■ Material provided ■
^^^^^^^^

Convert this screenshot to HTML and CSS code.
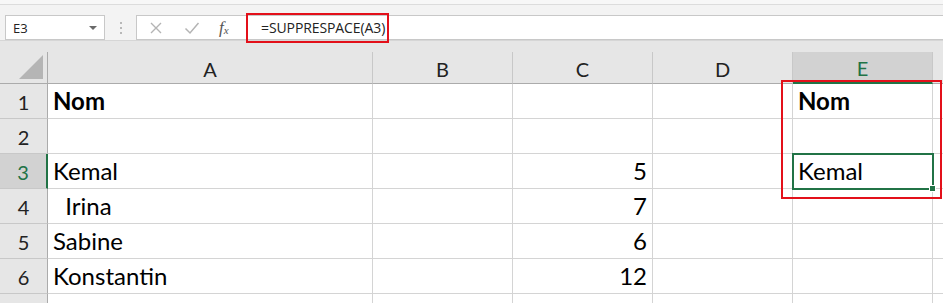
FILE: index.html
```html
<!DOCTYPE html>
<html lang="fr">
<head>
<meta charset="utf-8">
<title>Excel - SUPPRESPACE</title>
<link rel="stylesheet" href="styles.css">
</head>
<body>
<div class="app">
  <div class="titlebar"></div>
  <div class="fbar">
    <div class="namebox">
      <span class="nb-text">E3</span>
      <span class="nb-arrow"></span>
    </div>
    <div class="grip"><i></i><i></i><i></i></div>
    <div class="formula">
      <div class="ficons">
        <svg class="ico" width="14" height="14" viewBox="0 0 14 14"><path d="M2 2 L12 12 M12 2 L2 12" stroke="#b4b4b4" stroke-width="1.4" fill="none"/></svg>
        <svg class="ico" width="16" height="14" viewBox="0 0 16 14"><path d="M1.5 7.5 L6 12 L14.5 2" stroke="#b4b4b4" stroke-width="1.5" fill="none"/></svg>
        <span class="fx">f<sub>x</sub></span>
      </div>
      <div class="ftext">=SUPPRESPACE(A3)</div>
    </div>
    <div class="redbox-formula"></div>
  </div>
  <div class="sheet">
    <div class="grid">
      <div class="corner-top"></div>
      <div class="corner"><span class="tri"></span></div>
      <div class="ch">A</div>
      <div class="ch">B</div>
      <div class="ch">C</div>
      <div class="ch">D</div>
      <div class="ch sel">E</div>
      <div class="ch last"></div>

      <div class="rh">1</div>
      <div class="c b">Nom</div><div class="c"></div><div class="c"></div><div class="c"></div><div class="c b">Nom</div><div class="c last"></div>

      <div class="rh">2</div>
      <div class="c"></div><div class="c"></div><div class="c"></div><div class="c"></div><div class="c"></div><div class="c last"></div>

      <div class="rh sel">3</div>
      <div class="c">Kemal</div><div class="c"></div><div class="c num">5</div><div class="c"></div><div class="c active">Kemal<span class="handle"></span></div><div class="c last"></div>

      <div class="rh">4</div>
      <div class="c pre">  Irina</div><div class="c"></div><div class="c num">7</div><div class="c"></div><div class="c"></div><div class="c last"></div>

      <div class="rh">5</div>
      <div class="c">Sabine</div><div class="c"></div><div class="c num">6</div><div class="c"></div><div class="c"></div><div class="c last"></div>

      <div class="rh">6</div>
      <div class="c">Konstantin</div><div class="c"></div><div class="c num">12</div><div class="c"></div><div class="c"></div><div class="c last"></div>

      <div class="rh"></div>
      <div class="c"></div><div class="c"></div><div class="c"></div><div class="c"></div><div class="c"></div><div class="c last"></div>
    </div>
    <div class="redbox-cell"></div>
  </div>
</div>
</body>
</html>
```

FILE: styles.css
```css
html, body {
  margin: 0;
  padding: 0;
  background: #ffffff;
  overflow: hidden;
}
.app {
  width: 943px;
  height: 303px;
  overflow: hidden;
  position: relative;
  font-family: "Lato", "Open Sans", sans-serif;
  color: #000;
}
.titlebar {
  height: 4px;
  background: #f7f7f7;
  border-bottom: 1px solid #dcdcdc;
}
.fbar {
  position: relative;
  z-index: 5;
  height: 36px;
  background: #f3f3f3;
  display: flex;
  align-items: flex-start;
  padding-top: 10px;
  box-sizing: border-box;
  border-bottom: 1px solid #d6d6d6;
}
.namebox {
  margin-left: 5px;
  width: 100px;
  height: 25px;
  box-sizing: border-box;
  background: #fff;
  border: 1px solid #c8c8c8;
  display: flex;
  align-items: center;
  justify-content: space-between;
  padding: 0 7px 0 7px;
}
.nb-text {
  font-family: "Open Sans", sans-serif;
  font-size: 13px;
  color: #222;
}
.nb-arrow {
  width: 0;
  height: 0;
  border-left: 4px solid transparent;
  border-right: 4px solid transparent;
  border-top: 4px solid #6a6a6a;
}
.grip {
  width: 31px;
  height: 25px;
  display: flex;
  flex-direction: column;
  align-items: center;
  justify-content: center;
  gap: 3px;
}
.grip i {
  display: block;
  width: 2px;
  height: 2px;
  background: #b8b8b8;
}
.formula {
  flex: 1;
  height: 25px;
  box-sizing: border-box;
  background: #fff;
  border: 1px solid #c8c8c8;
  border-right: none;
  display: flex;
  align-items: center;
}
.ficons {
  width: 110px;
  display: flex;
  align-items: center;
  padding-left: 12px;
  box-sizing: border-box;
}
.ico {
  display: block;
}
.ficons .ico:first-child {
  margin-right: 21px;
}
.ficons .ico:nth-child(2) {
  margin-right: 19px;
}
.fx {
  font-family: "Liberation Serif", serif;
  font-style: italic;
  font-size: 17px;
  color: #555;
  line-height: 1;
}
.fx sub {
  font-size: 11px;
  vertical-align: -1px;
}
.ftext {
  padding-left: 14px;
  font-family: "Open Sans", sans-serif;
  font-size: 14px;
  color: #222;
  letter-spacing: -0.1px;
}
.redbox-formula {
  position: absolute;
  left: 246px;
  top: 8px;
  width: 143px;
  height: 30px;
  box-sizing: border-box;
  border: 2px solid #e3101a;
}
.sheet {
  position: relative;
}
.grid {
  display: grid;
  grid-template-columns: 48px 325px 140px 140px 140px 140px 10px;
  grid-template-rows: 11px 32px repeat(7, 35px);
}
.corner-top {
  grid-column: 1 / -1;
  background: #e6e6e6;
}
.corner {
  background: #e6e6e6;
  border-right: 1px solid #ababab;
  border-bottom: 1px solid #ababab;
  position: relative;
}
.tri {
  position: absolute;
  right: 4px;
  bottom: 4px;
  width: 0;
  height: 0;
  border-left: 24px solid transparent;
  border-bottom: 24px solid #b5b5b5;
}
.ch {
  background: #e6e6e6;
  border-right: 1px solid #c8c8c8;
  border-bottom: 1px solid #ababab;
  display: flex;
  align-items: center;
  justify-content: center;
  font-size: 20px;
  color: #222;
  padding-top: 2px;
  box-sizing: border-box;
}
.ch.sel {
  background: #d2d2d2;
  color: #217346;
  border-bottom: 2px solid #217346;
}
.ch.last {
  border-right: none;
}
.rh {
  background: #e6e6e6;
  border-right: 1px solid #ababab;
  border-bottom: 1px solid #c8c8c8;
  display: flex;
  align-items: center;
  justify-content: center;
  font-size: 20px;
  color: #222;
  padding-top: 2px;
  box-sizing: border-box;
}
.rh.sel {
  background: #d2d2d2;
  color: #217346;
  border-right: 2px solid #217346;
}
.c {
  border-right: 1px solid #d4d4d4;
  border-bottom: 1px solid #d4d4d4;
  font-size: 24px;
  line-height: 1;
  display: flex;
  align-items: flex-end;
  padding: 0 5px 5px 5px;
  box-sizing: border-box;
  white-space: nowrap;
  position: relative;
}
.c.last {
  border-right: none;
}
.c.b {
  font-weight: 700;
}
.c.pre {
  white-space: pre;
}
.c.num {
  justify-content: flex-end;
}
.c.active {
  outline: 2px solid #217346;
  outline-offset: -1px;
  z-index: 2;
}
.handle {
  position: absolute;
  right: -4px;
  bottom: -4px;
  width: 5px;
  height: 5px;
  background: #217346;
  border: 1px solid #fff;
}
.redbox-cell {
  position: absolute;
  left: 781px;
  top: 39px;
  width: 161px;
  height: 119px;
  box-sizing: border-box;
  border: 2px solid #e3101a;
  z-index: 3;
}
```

^^^^^^^^

■ Task brief ■
The material above must be printed exactly, with its pictures left out.

■ Solution to this problem ■
Convert this screenshot to HTML and CSS code.
FILE: index.html
```html
<!DOCTYPE html>
<html lang="fr">
<head>
<meta charset="utf-8">
<title>Excel - SUPPRESPACE</title>
<link rel="stylesheet" href="styles.css">
</head>
<body>
<div class="app">
  <div class="titlebar"></div>
  <div class="fbar">
    <div class="namebox">
      <span class="nb-text">E3</span>
      <span class="nb-arrow"></span>
    </div>
    <div class="grip"><i></i><i></i><i></i></div>
    <div class="formula">
      <div class="ficons">
        <svg class="ico" width="14" height="14" viewBox="0 0 14 14"><path d="M2 2 L12 12 M12 2 L2 12" stroke="#b4b4b4" stroke-width="1.4" fill="none"/></svg>
        <svg class="ico" width="16" height="14" viewBox="0 0 16 14"><path d="M1.5 7.5 L6 12 L14.5 2" stroke="#b4b4b4" stroke-width="1.5" fill="none"/></svg>
        <span class="fx">f<sub>x</sub></span>
      </div>
      <div class="ftext">=SUPPRESPACE(A3)</div>
    </div>
    <div class="redbox-formula"></div>
  </div>
  <div class="sheet">
    <div class="grid">
      <div class="corner-top"></div>
      <div class="corner"><span class="tri"></span></div>
      <div class="ch">A</div>
      <div class="ch">B</div>
      <div class="ch">C</div>
      <div class="ch">D</div>
      <div class="ch sel">E</div>
      <div class="ch last"></div>

      <div class="rh">1</div>
      <div class="c b">Nom</div><div class="c"></div><div class="c"></div><div class="c"></div><div class="c b">Nom</div><div class="c last"></div>

      <div class="rh">2</div>
      <div class="c"></div><div class="c"></div><div class="c"></div><div class="c"></div><div class="c"></div><div class="c last"></div>

      <div class="rh sel">3</div>
      <div class="c">Kemal</div><div class="c"></div><div class="c num">5</div><div class="c"></div><div class="c active">Kemal<span class="handle"></span></div><div class="c last"></div>

      <div class="rh">4</div>
      <div class="c pre">  Irina</div><div class="c"></div><div class="c num">7</div><div class="c"></div><div class="c"></div><div class="c last"></div>

      <div class="rh">5</div>
      <div class="c">Sabine</div><div class="c"></div><div class="c num">6</div><div class="c"></div><div class="c"></div><div class="c last"></div>

      <div class="rh">6</div>
      <div class="c">Konstantin</div><div class="c"></div><div class="c num">12</div><div class="c"></div><div class="c"></div><div class="c last"></div>

      <div class="rh"></div>
      <div class="c"></div><div class="c"></div><div class="c"></div><div class="c"></div><div class="c"></div><div class="c last"></div>
    </div>
    <div class="redbox-cell"></div>
  </div>
</div>
</body>
</html>
```

FILE: styles.css
```css
html, body {
  margin: 0;
  padding: 0;
  background: #ffffff;
  overflow: hidden;
}
.app {
  width: 943px;
  height: 303px;
  overflow: hidden;
  position: relative;
  font-family: "Lato", "Open Sans", sans-serif;
  color: #000;
}
.titlebar {
  height: 4px;
  background: #f7f7f7;
  border-bottom: 1px solid #dcdcdc;
}
.fbar {
  position: relative;
  z-index: 5;
  height: 36px;
  background: #f3f3f3;
  display: flex;
  align-items: flex-start;
  padding-top: 10px;
  box-sizing: border-box;
  border-bottom: 1px solid #d6d6d6;
}
.namebox {
  margin-left: 5px;
  width: 100px;
  height: 25px;
  box-sizing: border-box;
  background: #fff;
  border: 1px solid #c8c8c8;
  display: flex;
  align-items: center;
  justify-content: space-between;
  padding: 0 7px 0 7px;
}
.nb-text {
  font-family: "Open Sans", sans-serif;
  font-size: 13px;
  color: #222;
}
.nb-arrow {
  width: 0;
  height: 0;
  border-left: 4px solid transparent;
  border-right: 4px solid transparent;
  border-top: 4px solid #6a6a6a;
}
.grip {
  width: 31px;
  height: 25px;
  display: flex;
  flex-direction: column;
  align-items: center;
  justify-content: center;
  gap: 3px;
}
.grip i {
  display: block;
  width: 2px;
  height: 2px;
  background: #b8b8b8;
}
.formula {
  flex: 1;
  height: 25px;
  box-sizing: border-box;
  background: #fff;
  border: 1px solid #c8c8c8;
  border-right: none;
  display: flex;
  align-items: center;
}
.ficons {
  width: 110px;
  display: flex;
  align-items: center;
  padding-left: 12px;
  box-sizing: border-box;
}
.ico {
  display: block;
}
.ficons .ico:first-child {
  margin-right: 21px;
}
.ficons .ico:nth-child(2) {
  margin-right: 19px;
}
.fx {
  font-family: "Liberation Serif", serif;
  font-style: italic;
  font-size: 17px;
  color: #555;
  line-height: 1;
}
.fx sub {
  font-size: 11px;
  vertical-align: -1px;
}
.ftext {
  padding-left: 14px;
  font-family: "Open Sans", sans-serif;
  font-size: 14px;
  color: #222;
  letter-spacing: -0.1px;
}
.redbox-formula {
  position: absolute;
  left: 246px;
  top: 8px;
  width: 143px;
  height: 30px;
  box-sizing: border-box;
  border: 2px solid #e3101a;
}
.sheet {
  position: relative;
}
.grid {
  display: grid;
  grid-template-columns: 48px 325px 140px 140px 140px 140px 10px;
  grid-template-rows: 11px 32px repeat(7, 35px);
}
.corner-top {
  grid-column: 1 / -1;
  background: #e6e6e6;
}
.corner {
  background: #e6e6e6;
  border-right: 1px solid #ababab;
  border-bottom: 1px solid #ababab;
  position: relative;
}
.tri {
  position: absolute;
  right: 4px;
  bottom: 4px;
  width: 0;
  height: 0;
  border-left: 24px solid transparent;
  border-bottom: 24px solid #b5b5b5;
}
.ch {
  background: #e6e6e6;
  border-right: 1px solid #c8c8c8;
  border-bottom: 1px solid #ababab;
  display: flex;
  align-items: center;
  justify-content: center;
  font-size: 20px;
  color: #222;
  padding-top: 2px;
  box-sizing: border-box;
}
.ch.sel {
  background: #d2d2d2;
  color: #217346;
  border-bottom: 2px solid #217346;
}
.ch.last {
  border-right: none;
}
.rh {
  background: #e6e6e6;
  border-right: 1px solid #ababab;
  border-bottom: 1px solid #c8c8c8;
  display: flex;
  align-items: center;
  justify-content: center;
  font-size: 20px;
  color: #222;
  padding-top: 2px;
  box-sizing: border-box;
}
.rh.sel {
  background: #d2d2d2;
  color: #217346;
  border-right: 2px solid #217346;
}
.c {
  border-right: 1px solid #d4d4d4;
  border-bottom: 1px solid #d4d4d4;
  font-size: 24px;
  line-height: 1;
  display: flex;
  align-items: flex-end;
  padding: 0 5px 5px 5px;
  box-sizing: border-box;
  white-space: nowrap;
  position: relative;
}
.c.last {
  border-right: none;
}
.c.b {
  font-weight: 700;
}
.c.pre {
  white-space: pre;
}
.c.num {
  justify-content: flex-end;
}
.c.active {
  outline: 2px solid #217346;
  outline-offset: -1px;
  z-index: 2;
}
.handle {
  position: absolute;
  right: -4px;
  bottom: -4px;
  width: 5px;
  height: 5px;
  background: #217346;
  border: 1px solid #fff;
}
.redbox-cell {
  position: absolute;
  left: 781px;
  top: 39px;
  width: 161px;
  height: 119px;
  box-sizing: border-box;
  border: 2px solid #e3101a;
  z-index: 3;
}
```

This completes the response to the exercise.